Sofía se resignó a la reclusión. Tenía ya el alma tan confundida y difusa como el espectáculo exterior. Todas las imágenes y los pensamientos se perdían en el mismo deseo de amar. Es justo decir que, cuando emergía de esos vagos y oscuros estados de conciencia, intentaba huirles y dirigía el espíritu hacia otros asuntos; pero sucedíale como a quien tiene sueño y forcejea por velar: cada vez que despierta los ojos se le cierran, y vuelven a abrirse para cerrarse otra vez. Al fin apartó la vista de la lluvia y el cielo encapotado; y, para descansar, se puso a hojear la Revista dos Dous Mundos. Un día, en el mejor período de los trabajos del comité de las Alagoas, una mujer elegante casada con un senador le había preguntado:
—¿No lee usted la novela de Feuillet que está publicando la Revista dos Dous Mundos?

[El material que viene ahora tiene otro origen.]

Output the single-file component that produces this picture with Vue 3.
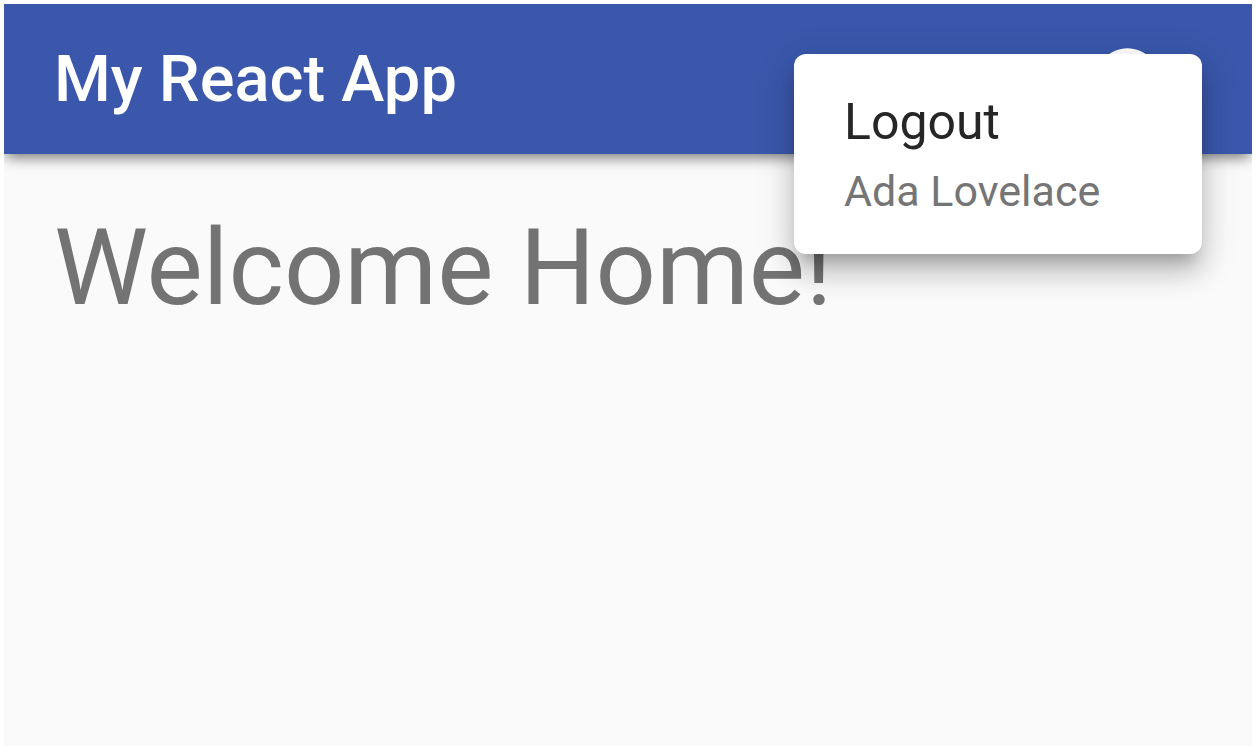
<script setup>
import { ref } from 'vue'

const title = 'My React App'
const user = ref('Ada Lovelace')
const menuOpen = ref(true)

function logout() {
  menuOpen.value = false
}
</script>

<template>
  <div class="page">
    <header class="app-bar">
      <h1 class="title">{{ title }}</h1>
      <div class="account">
        <button class="avatar" type="button" aria-label="Account" @click="menuOpen = !menuOpen">
          <svg viewBox="0 0 24 24" aria-hidden="true">
            <path d="M12 2C6.48 2 2 6.48 2 12s4.48 10 10 10 10-4.48 10-10S17.52 2 12 2zm0 3c1.66 0 3 1.34 3 3s-1.34 3-3 3-3-1.34-3-3 1.34-3 3-3zm0 14.2c-2.5 0-4.71-1.28-6-3.22.03-1.99 4-3.08 6-3.08 1.99 0 5.97 1.09 6 3.08-1.29 1.94-3.5 3.22-6 3.22z" />
          </svg>
        </button>
        <div v-if="menuOpen" class="menu">
          <button class="item" type="button" @click="logout">
            <span class="primary">Logout</span>
            <span class="secondary">{{ user }}</span>
          </button>
        </div>
      </div>
    </header>
    <main class="content">
      <h2 class="welcome">Welcome Home!</h2>
    </main>
  </div>
</template>

<style>
body {
  background: #ffffff;
}
</style>

<style scoped>
.page {
  box-sizing: border-box;
  min-height: 100vh;
  padding: 4px 4px 6px;
  display: flex;
  flex-direction: column;
  font-family: Roboto, "Liberation Sans", sans-serif;
}
.app-bar {
  position: relative;
  z-index: 1;
  display: flex;
  align-items: center;
  justify-content: space-between;
  height: 150px;
  box-sizing: border-box;
  padding: 0 50px;
  background: #3a57ab;
  color: #ffffff;
  box-shadow: 0 6px 12px -3px rgba(0, 0, 0, 0.4), 0 3px 16px rgba(0, 0, 0, 0.2);
  clip-path: inset(0 0 -240px 0);
}
.title {
  margin: 0;
  font-size: 65px;
  line-height: 80px;
  font-weight: 500;
}
.account {
  position: relative;
  display: flex;
  width: 408px;
  justify-content: flex-end;
}
.avatar {
  display: flex;
  margin-right: 37px;
  padding: 0;
  border: 0;
  background: none;
  color: inherit;
}
.avatar svg {
  width: 75px;
  height: 75px;
  fill: currentColor;
}
.menu {
  position: absolute;
  top: 12px;
  left: 0;
  right: 0;
  border-radius: 12px;
  background: #ffffff;
  box-shadow: 0 15px 15px -9px rgba(0, 0, 0, 0.2), 0 20px 26px 0 rgba(0, 0, 0, 0.14), 0 9px 36px 5px rgba(0, 0, 0, 0.12);
}
.item {
  display: flex;
  flex-direction: column;
  width: 100%;
  padding: 31px 50px;
  border: 0;
  background: none;
  font-family: inherit;
  text-align: left;
}
.primary {
  font-size: 50px;
  line-height: 74px;
  color: #262626;
}
.secondary {
  font-size: 43px;
  line-height: 64px;
  color: #757575;
}
.content {
  flex: 1;
  padding: 52px 50px;
  background: #fafafa;
}
.welcome {
  margin: 0;
  font-size: 106px;
  line-height: 124px;
  font-weight: 400;
  color: #737373;
}
</style>
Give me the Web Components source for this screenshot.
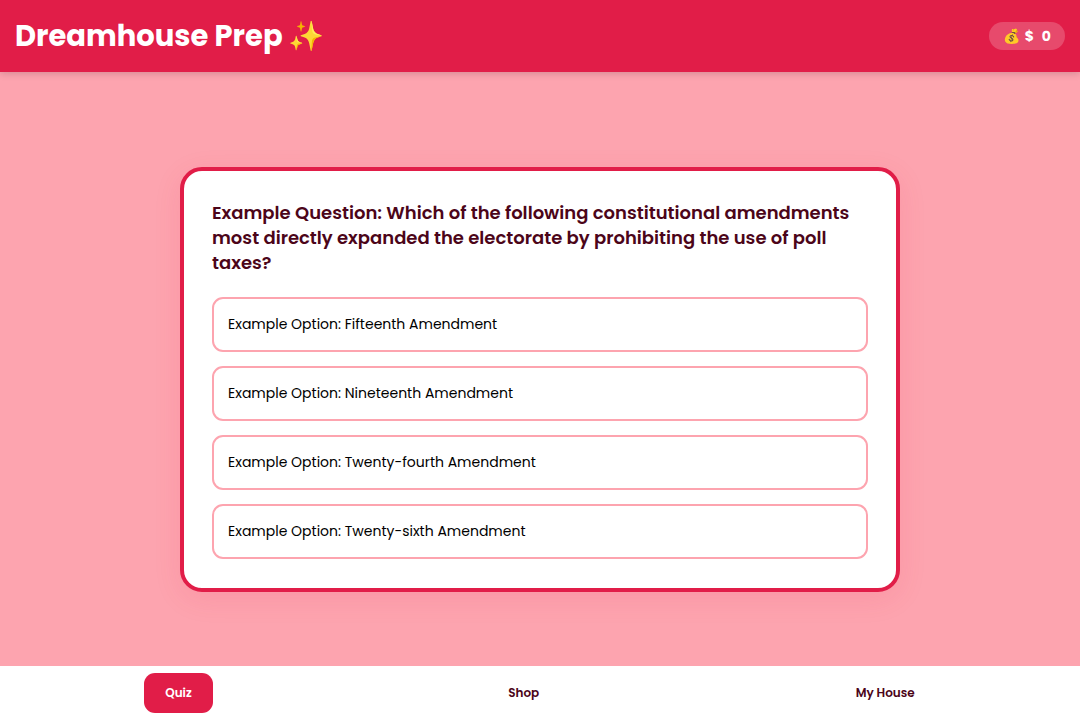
<!DOCTYPE html>
<html lang="en">
<head>
<meta charset="utf-8">
<meta name="viewport" content="width=device-width, initial-scale=1">
<title>Dreamhouse Prep</title>
<style>
  :root {
    --rose: #e11d48;
    --pink: #fda4af;
    --wine: #4c0519;
  }
  body {
    margin: 0;
    font-family: Poppins, Inter, "Noto Color Emoji", sans-serif;
    background: var(--pink);
  }
</style>
</head>
<body>
<prep-app></prep-app>

<script>
class PrepElement extends HTMLElement {
  constructor() {
    super();
    this.attachShadow({ mode: "open" }).innerHTML = this.template();
  }
}

customElements.define("coin-balance", class extends PrepElement {
  template() {
    return `
      <style>
        :host {
          display: flex; align-items: center; gap: 4px;
          height: 28px; padding: 0 14px; border-radius: 14px;
          background: rgba(255, 255, 255, 0.2);
          font-size: 14px; font-weight: 700;
        }
        .amount { display: flex; gap: 8px; }
      </style>
      <span>💰</span>
      <span class="amount"><span>$</span><slot></slot></span>`;
  }
});

customElements.define("app-header", class extends PrepElement {
  template() {
    return `
      <style>
        :host {
          display: flex; align-items: center; justify-content: space-between;
          box-sizing: border-box; min-height: 72px; padding: 14px 15px;
          background: var(--rose); color: #fff;
          box-shadow: 0 2px 7px rgba(0, 0, 0, 0.15);
          position: relative;
        }
        h1 { margin: 0; font-size: 29px; line-height: 44px; font-weight: 700; }
      </style>
      <h1>Dreamhouse Prep ✨</h1>
      <slot></slot>`;
  }
});

customElements.define("quiz-option", class extends PrepElement {
  template() {
    return `
      <style>
        :host { display: block; }
        button {
          display: block; width: 100%; padding: 14px;
          border: 2px solid var(--pink); border-radius: 11px;
          background: #fff; color: #000; text-align: left;
          font: inherit; font-size: 14px; line-height: 23px; cursor: pointer;
        }
        button:hover { background: #fff1f2; }
      </style>
      <button type="button"><slot></slot></button>`;
  }
});

customElements.define("quiz-card", class extends PrepElement {
  template() {
    return `
      <style>
        :host {
          display: block; box-sizing: border-box; width: 100%; max-width: 720px;
          padding: 29px 28px; border: 4px solid var(--rose); border-radius: 22px;
          background: #fff; box-shadow: 0 7px 28px rgba(225, 29, 72, 0.1);
        }
        h2 {
          margin: 0 0 22px; color: var(--wine);
          font-size: 18px; line-height: 25px; font-weight: 600;
        }
        .options { display: grid; gap: 14px; }
      </style>
      <h2><slot name="question"></slot></h2>
      <div class="options"><slot></slot></div>`;
  }
});

customElements.define("nav-tab", class extends PrepElement {
  template() {
    return `
      <style>
        :host { display: block; }
        button {
          display: block; padding: 11px 21px; border: 0; border-radius: 11px;
          background: transparent; color: var(--wine);
          font: inherit; font-size: 12px; line-height: 18px; font-weight: 600;
          cursor: pointer;
        }
        :host([active]) button { background: var(--rose); color: #fff; }
      </style>
      <button type="button"><slot></slot></button>`;
  }
});

customElements.define("tab-bar", class extends PrepElement {
  template() {
    return `
      <style>
        :host { display: block; background: #fff; }
        nav { display: flex; justify-content: space-around; padding: 7px; }
      </style>
      <nav><slot></slot></nav>`;
  }
});

customElements.define("prep-app", class extends PrepElement {
  template() {
    return `
      <style>
        :host { display: flex; flex-direction: column; min-height: 100vh; }
        main {
          flex: 1; display: flex; align-items: center; justify-content: center;
          padding: 35px 14px 14px;
        }
      </style>
      <app-header><coin-balance>0</coin-balance></app-header>
      <main>
        <quiz-card>
          <span slot="question">Example Question: Which of the following constitutional amendments most directly expanded the electorate by prohibiting the use of poll taxes?</span>
          <quiz-option>Example Option: Fifteenth Amendment</quiz-option>
          <quiz-option>Example Option: Nineteenth Amendment</quiz-option>
          <quiz-option>Example Option: Twenty-fourth Amendment</quiz-option>
          <quiz-option>Example Option: Twenty-sixth Amendment</quiz-option>
        </quiz-card>
      </main>
      <tab-bar>
        <nav-tab active>Quiz</nav-tab>
        <nav-tab>Shop</nav-tab>
        <nav-tab>My House</nav-tab>
      </tab-bar>`;
  }
});
</script>
</body>
</html>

—Sí, la leo —había contestado Sofía—. Es muy interesante.
No era verdad, ni conocía la revista; pero al día siguiente le había pedido a su marido que la suscribiese; había leído la novela, también otras, y había empezado a hablar de todas las que iban saliendo. Abiertas las hojas de el ejemplar en cuestión, y acabado un relato, Sofía se encerró en su cuarto y recostóse en la cama. Como había pasado mal la noche, no le costó conciliar el sueño —un sueño profundo, ancho y sin imágenes, excepto hacia el final, cuando tuvo una pesadilla. Se hallaba frente al mismo cielo encapotado de ese día, pero en el mar, en la proa de una barca, echada de bruces, escribiendo con el dedo un nombre en el agua: Carlos María. Y las letras quedaban grabadas, y para mayor nitidez tenían ribetes de espuma. Hasta allí no había nada que pudiese inquietarla, a no ser el misterio, y sabido es que los misterios parecen naturales. Pero he aquí que el muro de nubes se rasga, y a los ojos de Sofía aparece nada menos que el dueño del nombre, avanza hacia ella, la toma en brazos y le dice palabras tiernas, análogas a las que meses atrás le dijera Rubião. Y las palabras, al contrario que las de éste, no la afligían; al contrario, las escuchaba con placer, medio inclinada hacia atrás, como a punto de desmayarse. La barca ya no era tal sino un carruaje, donde ella viajaba con su primo, las manos enlazadas, enamorada de un lenguaje de oro y sándalo. Tampoco en esto había nada de qué aterrarse. El terror vino cuando el carruaje se detuvo y numerosos rostros enmascarados lo rodearon, mataron al cochero, apuñalaron a Carlos María y tiraron el cadáver al camino. Luego el que parecía ser el jefe, ocupando el lugar del muerto, se quitaba la máscara y le rogaba que no temiese, que él la amaba cien mil veces más que el otro. Acto seguido le aferraba las muñecas y le daba un beso, pero un beso húmedo de sangre, que olía a sangre. Lanzando un grito de horror, Sofía se despertó. Al lado de la cama estaba su marido.
—¿Qué pasa? —preguntó él.
—¡Ah! —suspiró Sofía—. He gritado, ¿no?
Palha no respondió nada; tenía la mirada perdida, pensaba en sus negocios. Entonces asaltó a la mujer el recelo de haber hablado realmente, murmurado alguna palabra, un nombre cualquiera —quizá el mismo que había escrito en el agua. Y entonces, alzando los brazos al aire, los dejó caer sobre los hombros del marido, cruzó las puntas de los dedos detrás de la nuca y, medio alegre, medio triste, murmuró:
—Soñé que te mataban.
Palha se enterneció. El hecho de que hubiera sufrido por él, aun en sueños, lo llenaba de piedad, pero de una piedad agradable —un sentimiento peculiar, íntimo, profundo, que lo impulsaba a desear nuevas pesadillas, para que lo asesinaran ante los ojos de ella y ella gritara angustiada, convulsa, dolorida, horrorizada.